Special Representative

Carl Bildt is a CIGI distinguished fellow, effective December 2014. He is chair of the Global Commission on Internet Governance (GCIG), a two-year initiative launched in January 2014 by CIGI and Chatham House that will produce a comprehensive stand on the future of multi-stakeholder Internet governance.

Carl served as Sweden’s foreign minister from 2006 to 2014, and was prime minister from 1991 to 1994, when he negotiated Sweden’s European Union (EU) accession. A renowned international diplomat, he served as EU Special Envoy to the former Yugoslavia, High Representative for Bosnia and Herzegovina, United Nations Special Envoy to the Balkans and co-chairman of the Dayton Peace Conference. Carl has served as adviser to the European Space Agency and the Internet Corporation for Assigned Names and Numbers.

Previously, he was a member of the boards of the International Institute for Strategic Studies and Centre for European Reform, both in London, and the European Policy Centre in Brussels. He also served as a board member of the Washington-based RAND Corporation and the Aspen Institute in Rome.

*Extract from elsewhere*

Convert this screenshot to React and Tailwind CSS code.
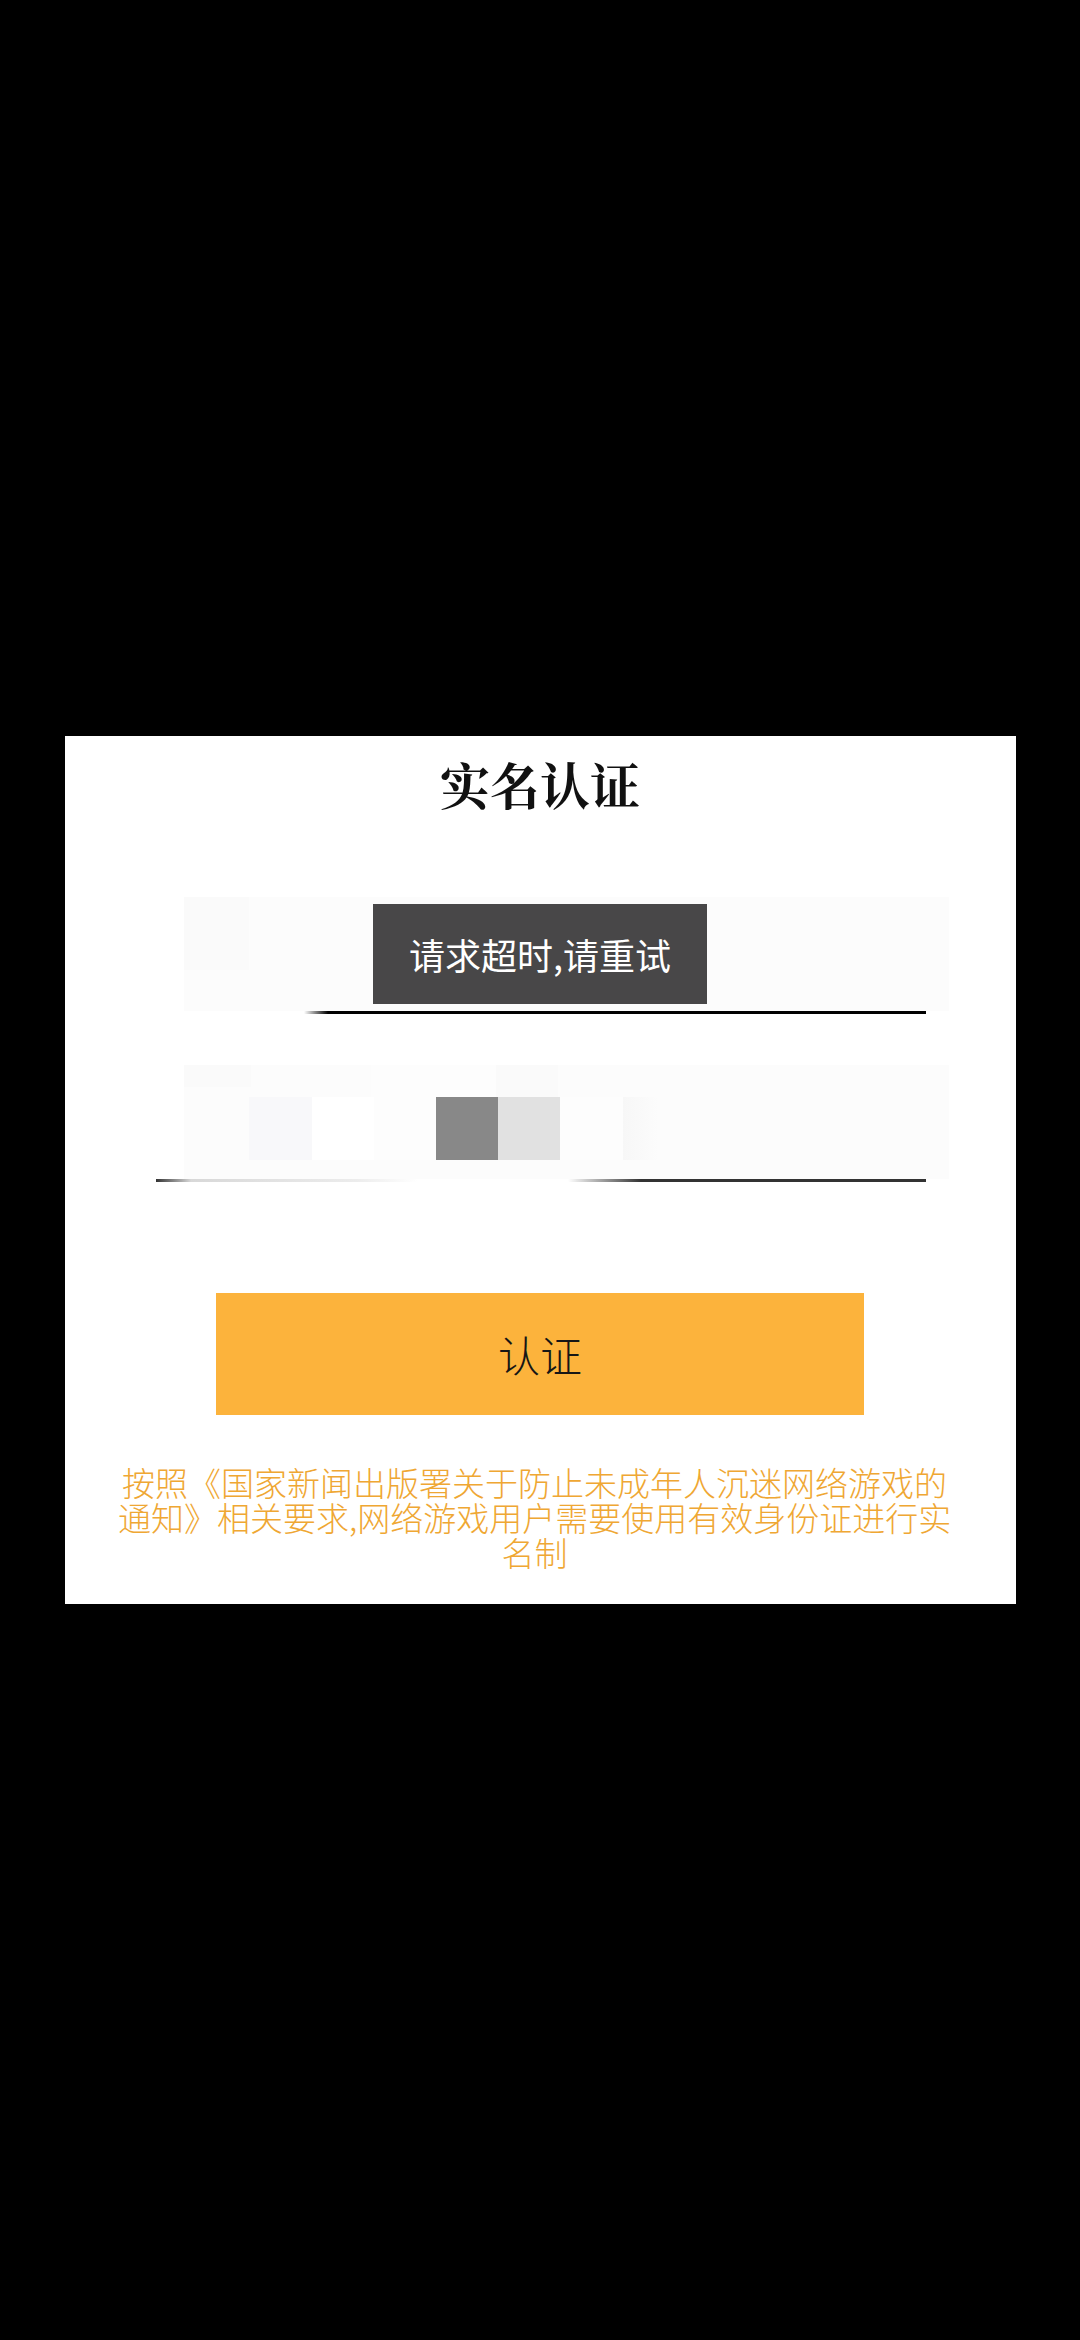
import React from "react";

const cjk = { fontFamily: '"Noto Sans CJK SC", "Noto Sans", sans-serif' };
const serif = { fontFamily: '"Noto Serif CJK SC", "Noto Sans CJK SC", serif' };

export default function App() {
  return (
    <div className="w-[1080px] h-[2340px] bg-black flex items-center justify-center" style={cjk}>
      <div className="relative w-[951px] bg-white flex flex-col items-center pt-[17px] pb-[34px]">
        <div
          className="h-[60px] leading-[60px] text-[50px] font-bold text-[#111] tracking-[0px]"
          style={serif}
        >
          实名认证
        </div>

        {/* field 1 */}
        <div className="mt-[84px] self-start ml-[91px] w-[793px] flex flex-col items-start">
          <div className="ml-[28px] w-[765px] h-[114px] bg-[#fcfcfc] flex flex-col">
            <div className="w-[65px] h-[73px] bg-[#fafafa]" />
          </div>
          <div className="w-[770px] h-[3px] bg-[linear-gradient(to_right,#fff_148px,#000_172px,#000_100%)]" />
        </div>

        {/* field 2 */}
        <div className="mt-[51px] self-start ml-[91px] w-[793px] flex flex-col items-start">
          <div className="ml-[28px] w-[765px] h-[114px] bg-[#fcfcfc] flex flex-col">
            <div className="flex h-[32px]">
              <div className="w-[67px] h-[22px] bg-[#fafafa]" />
              <div className="w-[120px] h-[32px] bg-[#fcfcfc]" />
              <div className="w-[125px] h-[32px] bg-[#fdfdfd]" />
              <div className="w-[62px] h-[32px] bg-[#fafafa]" />
            </div>
            <div className="flex ml-[65px] h-[63px]">
              <div className="w-[63px] bg-[#f8f8fa]" />
              <div className="w-[62px] bg-white" />
              <div className="w-[62px] bg-[#fdfdfd]" />
              <div className="w-[62px] bg-[#888888]" />
              <div className="w-[62px] bg-[#e1e1e1]" />
              <div className="w-[63px] bg-[#fdfdfd]" />
              <div className="w-[35px] bg-[linear-gradient(to_right,#f7f7f7,#fcfcfc)]" />
            </div>
          </div>
          <div className="w-[770px] h-[3px] bg-[linear-gradient(to_right,#333_0px,#d8d8d8_35px,#ececec_200px,#fff_262px,#fff_412px,#333_485px,#333_100%)]" />
        </div>

        {/* button */}
        <button className="mt-[111px] w-[648px] h-[122px] bg-[#fcb33c] flex items-center justify-center text-[42px] text-[#161616] font-light leading-none" style={cjk}>
          认证
        </button>

        {/* notice */}
        <div className="mt-[50px] self-stretch pl-[45px] pr-[56px]">
          <p className="text-center text-[33px] leading-[35px] text-[#efa733] font-light" style={cjk}>
            按照《国家新闻出版署关于防止未成年人沉迷网络游戏的通知》相关要求,网络游戏用户需要使用有效身份证进行实名制
          </p>
        </div>

        {/* toast overlay */}
        <div className="absolute top-[168px] left-1/2 -translate-x-1/2 w-[334px] h-[100px] bg-[#484748] flex items-center justify-center">
          <span className="text-[36px] text-white leading-none whitespace-nowrap" style={cjk}>请求超时,请重试</span>
        </div>
      </div>
    </div>
  );
}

Carl holds honours and decorations from several countries, including Estonia, France, Germany, Latvia and the United Kingdom. In November 2014, Canada’s foreign minister presented Carl with the John Diefenbaker Defender of Human Rights and Freedom Award. In addition to his role at CIGI and with the GCIG, Carl is a board member of Crisis Group, an international non-governmental organization, and is a member of the Washington-based Center for European Policy Analysis’ advisory board.

Carl attended Stockholm University and holds an honourary degree from the University of St. Andrews, where he is also a fellow at the Centre for the Study of Terrorism and Political Violence.